Periyar and Dravidar Kazhagam differed
with Ambedkar on certain aspects of India’s foreign policy and also on
Kashmir question. As against Ambedkar’s proposal that Jammu and Kashmir
be divided into three parts on religious lines and that Hindu and
Buddhist majority parts be merged with India, Dravidar Kazhagam
maintained that the question of self-determination of Kashmir must be
decided by the Kashmir people themselves and that the armies of both
India and Pakistan be pulled out. Dravidar Kazhagam disapproved of
Ambedkar’s opposition to bring into UN, the People’s Republic of China
and also his proposal that India should have a military alliance with US
in order to reduce military expenses.In Dravidar Kazhagam’s view such a
thought itself would be detrimental to the interests of the very working
people for whose leader Ambedkar was. It however welcomed Ambedkar’s
decision to quit Nehru’s cabinet.
|
1952 |
Periyar played a crucial role in seeing
that the Congress did not get a majority in the erstwhile presidency of
Madras in the first general elections conducted on the basis of
universal suffrage. He offered support to the Communist candidates in
selected constituencies while working for the victory of others whom he
believed would fight for the implementation of Social Justice creed of
his movement. His colleague and editor of ‘Viduthalai’. S.Gurusuamy
entered into polemics with the Communists on the question of the
exploitative role played by Brahmins, temples and the question of
self-determination of Dravida Nadu.
Once C.Rajagoplachari captured the power
through ‘back entry’ ( by getting nominated a member of the upper house
of the Legislature by the then Governor of Madras) Periyar launched a
series of agitations. His papers and publications were confiscated
several times and was asked to remit security deposits to run his daily
‘Viduthalai’. He launched the struggle to erase the Hindi words in the
name boards in Railway Stations. In the local body elections, he used
his energy to defeat the Communist candidates. Convinced of the need to
have separate workers and peasant organizations for Dravidians, he
floated Southern Railwaymen Associan and Dravida Vivasay Thozhilalar
Sangham (Dravidian Agricultural Labourers’s Association)
|
1953 |
Paid rich tributes to Joseph Stalin, the
leader of the Soviet Union. Periyar called him the last of the Great Men
of the century.
Celebrated Buddha Jeyanthi all over
Tamil Nadu and organised state wide breaking of the idols of Vinayaka
with a view to oppose idolatry. In Chennai city alone hundreds of
Vinayaka idols were broken in a stretch of Mount Road where the offices
of the dailies ‘The Hindu’ and ‘Swadesamitran’ considered by Periyar as
the leading mouthpieces of Brahminical orthodoxy were located. Buddha
Jeyanti was celebrated in a number of towns by the Dravidar Kazhagam
members.
|
1954 |
He toured the entire Tamil country to
mobiles public opinion against the varnadharmic education system
C.Rajagopalachari ministry tried to introduce in the primary schools.

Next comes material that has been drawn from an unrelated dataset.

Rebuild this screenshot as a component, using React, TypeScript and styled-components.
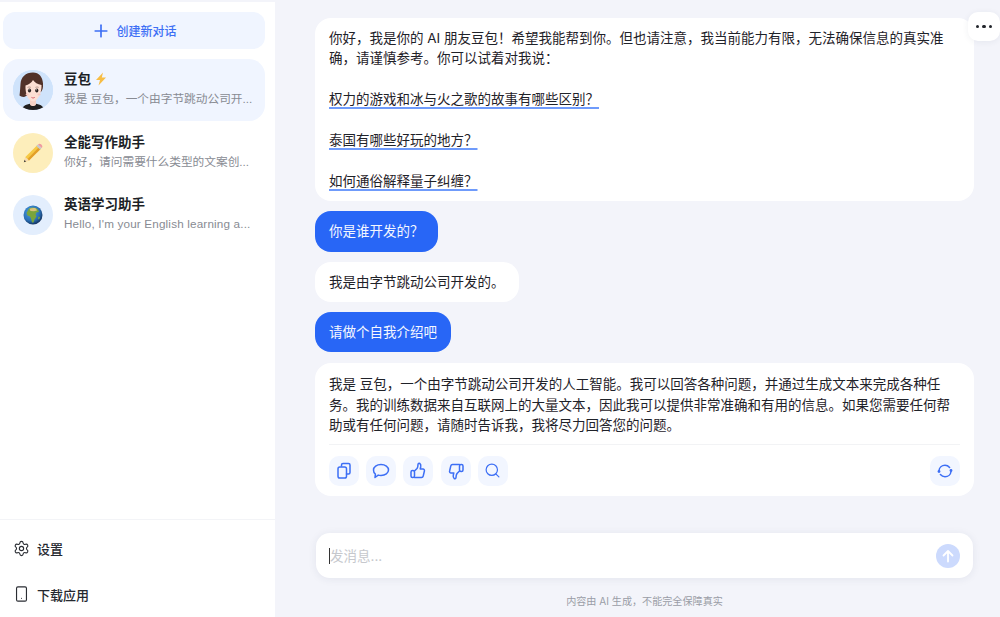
import React from 'react';
import styled, { createGlobalStyle } from 'styled-components';
import { Plus, Search, Settings, Smartphone } from 'lucide-react';

const FONT = `Inter, "Noto Sans CJK SC", "Noto Sans", sans-serif`;

const GlobalStyle = createGlobalStyle`
  * { box-sizing: border-box; }
  html, body { margin: 0; padding: 0; height: 100%; overflow: hidden; }
  body { font-family: ${FONT}; color: #1f2229; background: #f3f4fa; }
`;

const Page = styled.div`
  display: flex;
  height: 100vh;
  padding-top: 2px;
  background: #f3f4fa;
  position: relative;
`;

const Sidebar = styled.aside`
  display: flex;
  flex-direction: column;
  width: 275px;
  flex: none;
  background: #fff;
`;

const SideTop = styled.div`
  flex: 1;
  padding: 10px 10px 0 3px;
  display: flex;
  flex-direction: column;
`;

const NewChat = styled.button`
  display: flex;
  align-items: center;
  justify-content: center;
  gap: 5px;
  height: 37px;
  padding: 0;
  border: none;
  border-radius: 12px;
  background: #f0f5ff;
  color: #3d6ff5;
  font: 500 12px ${FONT};
  margin-bottom: 10px;
`;

const ChatItem = styled.div<{ $active?: boolean }>`
  display: flex;
  align-items: center;
  gap: 11px;
  height: 62px;
  padding: 0 10px;
  border-radius: 16px;
  background: ${(p) => (p.$active ? '#f0f5ff' : 'transparent')};
  margin-bottom: 0.5px;
`;

const Avatar = styled.div<{ $bg: string }>`
  width: 40px;
  height: 40px;
  flex: none;
  border-radius: 50%;
  overflow: hidden;
  background: ${(p) => p.$bg};
  display: flex;
  align-items: center;
  justify-content: center;
`;

const ChatText = styled.div`
  min-width: 0;
  flex: 1;
  padding-bottom: 3px;
`;

const ChatName = styled.div`
  display: flex;
  align-items: center;
  gap: 4px;
  font-size: 13.5px;
  font-weight: 700;
  line-height: 20px;
  color: #1c1f26;
`;

const ChatPreview = styled.div<{ $spacing?: number }>`
  margin-top: 1px;
  font-family: "Liberation Sans", "Noto Sans CJK SC", sans-serif;
  font-size: 11.7px;
  line-height: 18px;
  letter-spacing: ${(p) => p.$spacing ?? 0}px;
  color: #888b93;
  white-space: nowrap;
`;

const SideFooter = styled.div`
  border-top: 1px solid #f3f4f7;
  height: 98px;
  padding: 6px 13px 0;
  display: flex;
  flex-direction: column;
`;

const FooterRow = styled.div`
  display: flex;
  align-items: center;
  gap: 7px;
  height: 45.5px;
  font-size: 13px;
  font-weight: 500;
  color: #25282f;
`;

const FooterIcon = styled.span`
  width: 17px;
  display: flex;
  justify-content: center;
  color: #2a2d33;
`;

const Main = styled.main`
  flex: 1;
  min-width: 0;
  display: flex;
  flex-direction: column;
  padding: 16px 26px 0 40px;
`;

const Messages = styled.div`
  flex: 1;
  display: flex;
  flex-direction: column;
  align-items: flex-start;
  gap: 10px;
`;

const Bubble = styled.div<{ $user?: boolean; $wide?: boolean }>`
  padding: 10px 14px;
  font-size: 13.5px;
  line-height: 20.4px;
  border-radius: 16px;
  width: ${(p) => (p.$wide ? '100%' : 'auto')};
  background: ${(p) => (p.$user ? '#2866f6' : '#fff')};
  color: ${(p) => (p.$user ? '#f4f7ff' : '#1f2229')};
`;

const AnswerBubble = styled(Bubble)`
  margin-top: 1px;
  padding-top: 11px;
`;

const Paragraph = styled.p`
  margin: 0 0 20.4px;
  &:last-child { margin-bottom: 0; }
`;

const Question = styled.span`
  text-decoration: underline;
  text-decoration-color: #6f9bfb;
  text-decoration-thickness: 2px;
  text-underline-offset: 3px;
  text-decoration-skip-ink: none;
`;

const ActionBar = styled.div`
  display: flex;
  align-items: center;
  gap: 7.2px;
  margin-top: 8px;
  padding: 11px 0 0;
  border-top: 1px solid #f2f3f5;
`;

const ActionButton = styled.div<{ $end?: boolean }>`
  width: 30px;
  height: 30px;
  border-radius: 10px;
  background: #f2f6ff;
  color: #3d6ff5;
  display: flex;
  align-items: center;
  justify-content: center;
  margin-left: ${(p) => (p.$end ? 'auto' : '0')};
`;

const Composer = styled.div`
  flex: none;
  display: flex;
  flex-direction: column;
  align-items: center;
`;

const InputBox = styled.div`
  width: 657px;
  height: 45px;
  background: #fff;
  border-radius: 14px;
  box-shadow: 0 1px 8px rgba(40, 50, 90, 0.08);
  display: flex;
  align-items: center;
  padding: 0 13px;
`;

const Caret = styled.span`
  width: 1px;
  height: 16px;
  background: #333;
  flex: none;
`;

const Placeholder = styled.span`
  flex: 1;
  font-size: 13.5px;
  color: #c6c8cd;
  margin-bottom: 2px;
`;

const SendButton = styled.div`
  width: 24px;
  height: 24px;
  border-radius: 50%;
  background: #ccdafd;
  color: #fff;
  display: flex;
  align-items: center;
  justify-content: center;
`;

const Disclaimer = styled.div`
  font-size: 10.1px;
  line-height: 14px;
  color: #9a9da6;
  margin: 16px 0 9px;
`;

const MoreButton = styled.div`
  position: absolute;
  top: 12px;
  right: 0;
  width: 32px;
  height: 29px;
  background: #fff;
  border-radius: 10px;
  box-shadow: 0 1px 6px rgba(40, 50, 90, 0.07);
  display: flex;
  align-items: center;
  justify-content: center;
  gap: 3px;
`;

const Dot = styled.span`
  width: 3.4px;
  height: 3.4px;
  border-radius: 50%;
  background: #22252b;
`;

const GirlAvatar = () => (
  <svg width="40" height="40" viewBox="0 0 40 40">
    <rect width="40" height="40" fill="#cfe3fb" />
    <path d="M8 41c1-5 6-7.500 12-7.500s11 2.500 12 7.500z" fill="#201e1e" />
    <path d="M17 30h6v4.500c-1 2-5 2-6 0z" fill="#f7d2c5" />
    <path d="M20 2.500c-7.500 0-12 4.500-12.500 11.500-.3 4-.5 8-1 11.500 1.500 1.500 5 2 6.500 .5l15-4c1.500-2 2.300-4 2-8.500-.3-6.500-4-11-10-11z" fill="#513229" />
    <path d="M12.500 15.500c3-.8 6-2.500 7.500-5.500 1.800 2.500 4.500 4.300 8.500 5 .4 7.500-3.500 16-8.500 16.500-5-.5-8-8.500-7.500-16z" fill="#fcdfd3" />
    <ellipse cx="16.500" cy="20.500" rx="1.600" ry="2" fill="#2a2220" />
    <ellipse cx="23.800" cy="20.500" rx="1.600" ry="2" fill="#2a2220" />
    <circle cx="16" cy="19.800" r=".5" fill="#fff" />
    <circle cx="23.300" cy="19.800" r=".5" fill="#fff" />
    <path d="M14.500 17.400c1.100-.5 2.200-.5 3.300 0M22.400 17.400c1.100-.5 2.200-.5 3.300 0" stroke="#7a5548" strokeWidth=".5" fill="none" />
    <ellipse cx="14.200" cy="24.500" rx="1.600" ry="1" fill="#f8c9c0" />
    <ellipse cx="26" cy="24.500" rx="1.600" ry="1" fill="#f8c9c0" />
    <path d="M18.800 27.600c.8 .5 1.800 .5 2.600 0" stroke="#d8606a" strokeWidth="1" fill="none" strokeLinecap="round" />
  </svg>
);

const PencilIcon = () => (
  <svg width="20" height="20" viewBox="0 0 20 20">
    <path d="M0.800 19.200l1.600-5.200L14.200 2.200l3.600 3.600L6 17.600z" fill="#f6c945" />
    <path d="M4.500 16.100L16.100 4.100l1.700 1.700L6 17.600z" fill="#e29f2a" />
    <path d="M0.800 19.200l1.600-5.200 3.600 3.600z" fill="#f5dcb5" />
    <path d="M0.800 19.200l.7-2.300 1.600 1.600z" fill="#3a3a3a" />
    <path d="M13.400 3l1.500-1.500 3.600 3.600-1.500 1.500z" fill="#c4c9cf" />
    <path d="M15 1.400c1-1 2.300-1 3.100-.1l.6 .6c.9 .9 .9 2.200 0 3.100z" fill="#ef9aa0" />
  </svg>
);

const GlobeIcon = () => (
  <svg width="20" height="20" viewBox="0 0 20 20">
    <defs>
      <radialGradient id="ocean" cx="40%" cy="35%" r="70%">
        <stop offset="0%" stopColor="#4aa0e6" />
        <stop offset="65%" stopColor="#2a6fb5" />
        <stop offset="100%" stopColor="#10294f" />
      </radialGradient>
    </defs>
    <circle cx="10" cy="10" r="9.500" fill="url(#ocean)" />
    <path d="M6 3.500c2-1 5-1.500 7 -.5l2 1.500 1 2.500-2.500 .5-1 2 1 2-2 3-1 3-1.500 0-1-4-1-2-2.500-1-1-2.500z" fill="#7aa53c" />
    <path d="M6.500 3.800c2-.8 4.500-1 6.500-.3l1 2-3 .8-3.500-.3z" fill="#d9c27a" />
    <path d="M15.500 11.500l1.500 .5-.8 2.500-1.200-.5z" fill="#7aa53c" />
  </svg>
);

const BoltIcon = () => (
  <svg width="12" height="14" viewBox="0 0 12 14">
    <path d="M8 0.500L1 8h4L3.500 13.500 11 5.500H6.800z" fill="#f7bd45" />
  </svg>
);

const iconProps = {
  width: 18,
  height: 18,
  viewBox: '0 0 18 18',
  fill: 'none',
  stroke: 'currentColor',
  strokeWidth: 1.5,
  strokeLinecap: 'round' as const,
  strokeLinejoin: 'round' as const,
};

const CopyIcon = () => (
  <svg {...iconProps}>
    <rect x="3" y="5" width="8.500" height="11" rx="1.800" />
    <path d="M6.500 4V3A1.500 1.500 0 0 1 8 1.500h5.500A1.500 1.500 0 0 1 15 3v7.500a1.500 1.500 0 0 1-1.500 1.500h-2" />
  </svg>
);

const CommentIcon = () => (
  <svg {...iconProps}>
    <path d="M9 2.500c4.300 0 7.500 2.400 7.500 5.500s-3.200 5.500-7.500 5.500c-1 0-2-.1-2.800-.4L3 15.500l.4-3.300C2 11.200 1.500 9.700 1.500 8 1.500 4.900 4.700 2.500 9 2.500z" />
  </svg>
);

const ThumbPaths = () => (
  <>
    <rect x="2" y="8.500" width="3.500" height="7" rx="1.500" />
    <path d="M5.500 9L8 6.500C9 5 9 3.500 9 2.500c0-1 1-1.500 1.800-1 1 .6 1.200 2 .9 3.500L11.200 7H14c1 0 1.700 1 1.400 2l-1.200 5.200c-.2 .8-.9 1.300-1.700 1.300H5.500" />
  </>
);

const ThumbUpIcon = () => (
  <svg {...iconProps}>
    <ThumbPaths />
  </svg>
);

const ThumbDownIcon = () => (
  <svg {...iconProps}>
    <g transform="rotate(180 9 9)">
      <ThumbPaths />
    </g>
  </svg>
);

const RefreshIcon = () => (
  <svg width="16" height="16" viewBox="0 0 16 16" fill="none" stroke="currentColor" strokeWidth="1.500" strokeLinecap="round">
    <path d="M2 7.500C2.300 4.500 4.800 2.300 8 2.300c1.900 0 3.500 .9 4.600 2.200" />
    <path d="M14 8.500c-.3 3-2.800 5.200-6 5.200-1.900 0-3.500-.9-4.600-2.200" />
    <circle cx="14" cy="7.500" r="1.400" fill="currentColor" stroke="none" />
    <circle cx="2" cy="8.500" r="1.400" fill="currentColor" stroke="none" />
  </svg>
);

const SendArrow = () => (
  <svg width="14" height="14" viewBox="0 0 14 14" fill="none" stroke="currentColor" strokeWidth="1.800" strokeLinecap="round" strokeLinejoin="round">
    <path d="M7 12.500V2M2.500 6.500L7 2l4.500 4.500" />
  </svg>
);

const chats = [
  { name: '豆包', bolt: true, bg: '#cfe3fb', icon: <GirlAvatar />, preview: '我是 豆包，一个由字节跳动公司开...' },
  { name: '全能写作助手', bg: '#fdeebb', icon: <PencilIcon />, preview: '你好，请问需要什么类型的文案创...' },
  { name: '英语学习助手', bg: '#e3eefd', icon: <GlobeIcon />, preview: "Hello, I'm your English learning a...", spacing: 0.17 },
];

const questions = ['权力的游戏和冰与火之歌的故事有哪些区别？', '泰国有哪些好玩的地方？', '如何通俗解释量子纠缠？'];

export default function App() {
  return (
    <>
      <GlobalStyle />
      <Page>
        <Sidebar>
          <SideTop>
            <NewChat>
              <Plus size={20} strokeWidth={2} />
              创建新对话
            </NewChat>
            {chats.map((chat, i) => (
              <ChatItem key={chat.name} $active={i === 0}>
                <Avatar $bg={chat.bg}>{chat.icon}</Avatar>
                <ChatText>
                  <ChatName>
                    {chat.name}
                    {chat.bolt && <BoltIcon />}
                  </ChatName>
                  <ChatPreview $spacing={chat.spacing}>{chat.preview}</ChatPreview>
                </ChatText>
              </ChatItem>
            ))}
          </SideTop>
          <SideFooter>
            <FooterRow>
              <FooterIcon><Settings size={17} strokeWidth={1.6} /></FooterIcon>
              设置
            </FooterRow>
            <FooterRow>
              <FooterIcon><Smartphone size={18} strokeWidth={1.6} /></FooterIcon>
              下载应用
            </FooterRow>
          </SideFooter>
        </Sidebar>
        <Main>
          <Messages>
            <Bubble $wide>
              <Paragraph>你好，我是你的 AI 朋友豆包！希望我能帮到你。但也请注意，我当前能力有限，无法确保信息的真实准确，请谨慎参考。你可以试着对我说：</Paragraph>
              {questions.map((q) => (
                <Paragraph key={q}>
                  <Question>{q}</Question>
                </Paragraph>
              ))}
            </Bubble>
            <Bubble $user>你是谁开发的？</Bubble>
            <Bubble>我是由字节跳动公司开发的。</Bubble>
            <Bubble $user>请做个自我介绍吧</Bubble>
            <AnswerBubble $wide>
              我是 豆包，一个由字节跳动公司开发的人工智能。我可以回答各种问题，并通过生成文本来完成各种任务。我的训练数据来自互联网上的大量文本，因此我可以提供非常准确和有用的信息。如果您需要任何帮助或有任何问题，请随时告诉我，我将尽力回答您的问题。
              <ActionBar>
                <ActionButton><CopyIcon /></ActionButton>
                <ActionButton><CommentIcon /></ActionButton>
                <ActionButton><ThumbUpIcon /></ActionButton>
                <ActionButton><ThumbDownIcon /></ActionButton>
                <ActionButton><Search size={17} strokeWidth={1.7} /></ActionButton>
                <ActionButton $end><RefreshIcon /></ActionButton>
              </ActionBar>
            </AnswerBubble>
          </Messages>
          <Composer>
            <InputBox>
              <Caret />
              <Placeholder>发消息...</Placeholder>
              <SendButton><SendArrow /></SendButton>
            </InputBox>
            <Disclaimer>内容由 AI 生成，不能完全保障真实</Disclaimer>
          </Composer>
        </Main>
        <MoreButton><Dot /><Dot /><Dot /></MoreButton>
      </Page>
    </>
  );
}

According to this ‘hereditary vocation scheme’ the students were
expected to attend the classes for a half a day and then in the
afternoon , practice the traditional vocations of their families. He
organized a Conference at Erode against C.Rajagopalachari’s education
policy under the chairmanship of S.B.Adityan, Editor of the Tamil Daily
‘Thina Thanthi’. Following day a Buddhist Conference was conducted
with Rajbhoj, M.P. and the General Secretary of All India Depressed
Classes Association and Dr.Mallalasekara, leading Buddhist scholar from
Ceylon (Sri Lanka) as Chief Guests.
With a view to unseat C.Rajagoplachari
from power and bring in K.Kamaraj, a non Brahmin leader Periyar relaxed
the intensity of the anti-Congress crusade he began in 1925. By getting
K.Kamaraj elected in a bye-election, Periyar put an end to the
C.Rajagopalachari’s reactionary education scheme. On August 1, he and
his followers erased the Hindi words from the sign boards in Railway
stations.
Went to Burma accompanied by Maniammai
and participated in the World Buddhist Conference held on December 3
along with Dr.B.R.Ambedkar and Dr Mallalasekara. When persuaded by Dr
Ambedkar to embrace Buddhism, Periyar told him that tactically and
strategically he preferred to remain in ‘Hindu’ fold to challenge it
from within since converting to other religions would deprive him of the
right to speak against Hindu religion.
|
|
1955 |
Protesting against the imposition of
Hindi he announced that that the National Flag would be burnt across the
Tamil Country. On getting the assurance from the State and Central
governments that Hindi would not be a compulsory lesson for
examinations, he temporarily withdrew the agitation.
|
1956 |
Had the pictures of Rama set to fire in
hundreds of places across the Tamil country. He resolutely opposed the
scheme of creating a ‘Dakshin Pradesh’ comprised of Kerala, Tamil Nadu
and Karnataka in place of forming separate states on linguistic basis.
He considered this scheme as a conspiracy to make the Tamils a minority
in the new formation and establish the hegemony of Brahmins and other
upper castes. He declared that the Tamil speaking areas alone would be
the geographical boundaries of his Dravida Nadu.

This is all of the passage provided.